Kirk Douglas (b. 1916) – Last Tango in Brooklyn (1994)
Yes, I have done battle with another Kirk Douglas novel. (I would have preferred to try Dance with the Devil’s sequel, The Gift (1992), but Last Tango in Brooklyn was more readily available.) Similar to Dance, Last Tango in Brooklyn features a romance between a man and a woman several decades apart in age; the gap in Dance was between a man of 55 and a woman of 20, while here in Last Tango, the man is 69-going-on-70 and the woman is 34.
The writing once again clearly draws from Douglas’s own life, despite the prose occasionally being crafted in a wishful thinking sort of way. The most obvious similarity is that the protagonist is involved in a helicopter accident, much like Douglas was in 1991. On a lighter note, early in the novel there’s this amusing description of the male protagonist: “Ben laid out his clothes for the day: neatly pressed khakis, tailored to show off his slim hips and flat stomach, a blue-and-green-striped polo shirt that fit snuggly [typo!] over his muscled chest and arms, and green socks to match. Snappy.”
(Please tell me you laughed too.)
The beginning of the next paragraph: “As he dressed, he glanced in the mirror. Staring back was a steel-gray mane of hair that matched the carefully trimmed mustache. That face belonged to an older man (a good-looking older man, but older, it was a fact), yet the body did not, not by a long shot.” Remind you of someone you know? (In case the reader didn’t get the message, the photo of Douglas on the back of the dust cover shows him with the aforementioned carefully trimmed mustache.)

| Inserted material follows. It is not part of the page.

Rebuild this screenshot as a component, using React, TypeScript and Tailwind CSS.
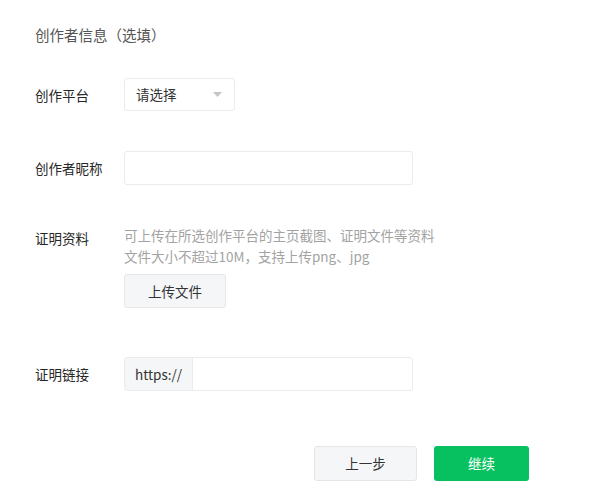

I have to give Kirk Douglas a bit of credit for objectifying men with the same descriptive language as the average female romance writer. I can’t imagine that most male authors would be able to do that. (They would probably be embarrassed to describe a man’s “slim hips,” much less those of a senior citizen.) Last Tango, like Dance with the Devil, also features some sex, though this time the scenes don’t seem so gratuitous within the narrative. If not for the fact that the male protagonist is Jewish and of a generation which knows Yiddish, details which would be unusual in your typical romance novel, you could just as easily have put a female romance writer’s name on the book cover and I would have believed it.
Douglas might not be the next Great American Novelist, but his books are definite page-turners. Some aspects of Last Tango are distracting – there’s adultery, there’s murder, there’s a friendly nun – but you’ll undoubtedly keep reading just to see what happens next.